### Required work
Copy down every line where the string "components" shows up.

** begin **

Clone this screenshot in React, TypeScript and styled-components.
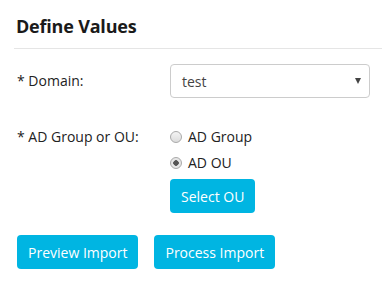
import React, { FC } from "react";
import styled, { createGlobalStyle } from "styled-components";

const GlobalStyle = createGlobalStyle`
  body {
    margin: 0;
    background: #ffffff;
    font-family: "Open Sans", "Noto Sans", sans-serif;
    color: #222;
  }
`;

const App: FC = () => {
  return (
    <>
      <GlobalStyle />
      <Panel>
        <Heading>Define Values</Heading>
        <Form>
          <Row>
            <Label>* Domain:</Label>
            <SelectBox>
              <span>test</span>
              <Caret />
            </SelectBox>
          </Row>
          <Row $top>
            <Label>* AD Group or OU:</Label>
            <Options>
              <RadioLine>
                <Radio />
                <span>AD Group</span>
              </RadioLine>
              <RadioLine>
                <Radio $checked />
                <span>AD OU</span>
              </RadioLine>
              <Button>Select OU</Button>
            </Options>
          </Row>
          <Actions>
            <Button>Preview Import</Button>
            <Button>Process Import</Button>
          </Actions>
        </Form>
      </Panel>
    </>
  );
};

export default App;

const Panel = styled.div`
  padding: 0 0 0 14px;
`;
const Heading = styled.h2`
  margin: 0;
  padding: 14px 0 10px 2px;
  font-size: 18px;
  font-weight: 700;
  color: #1a1a1a;
  border-bottom: 1px solid #e5e5e5;
  letter-spacing: -0.2px;
`;
const Form = styled.div`
  display: flex;
  flex-direction: column;
  padding: 15px 12px 0 3px;
`;
const Row = styled.div<{ $top?: boolean }>`
  display: flex;
  align-items: ${(p) => (p.$top ? "flex-start" : "center")};
  margin-bottom: ${(p) => (p.$top ? "22px" : "29px")};
`;
const Label = styled.div`
  width: 153px;
  font-size: 14px;
  color: #222;
  line-height: 20px;
`;
const SelectBox = styled.div`
  flex: 1;
  height: 34px;
  box-sizing: border-box;
  border: 1px solid #cccccc;
  border-radius: 4px;
  display: flex;
  align-items: center;
  justify-content: space-between;
  padding: 0 8px 0 11px;
  font-size: 14px;
  color: #444;
`;
const Caret = styled.span`
  width: 0;
  height: 0;
  border-left: 3.5px solid transparent;
  border-right: 3.5px solid transparent;
  border-top: 6px solid #444;
`;
const Options = styled.div`
  display: flex;
  flex-direction: column;
  align-items: flex-start;
`;
const RadioLine = styled.div`
  display: flex;
  align-items: center;
  gap: 6px;
  font-size: 14px;
  color: #222;
  line-height: 20px;
  margin-bottom: 6px;
`;
const Radio = styled.span<{ $checked?: boolean }>`
  width: 12px;
  height: 12px;
  box-sizing: border-box;
  border-radius: 50%;
  border: 1px solid #a9a9a9;
  background: ${(p) =>
    p.$checked
      ? "radial-gradient(circle, #555 0 2.5px, #e6e6e6 3px)"
      : "linear-gradient(#f4f4f4, #dcdcdc)"};
`;
const Button = styled.button`
  height: 34px;
  padding: 0 11px;
  border: none;
  border-radius: 4px;
  background: #00b5e2;
  color: #ffffff;
  font-family: "Open Sans", "Noto Sans", sans-serif;
  font-size: 14px;
  cursor: pointer;
`;
const Actions = styled.div`
  display: flex;
  gap: 16px;
`;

** end **

### Complete answer
Clone this screenshot in React, TypeScript and styled-components.
import styled, { createGlobalStyle } from "styled-components";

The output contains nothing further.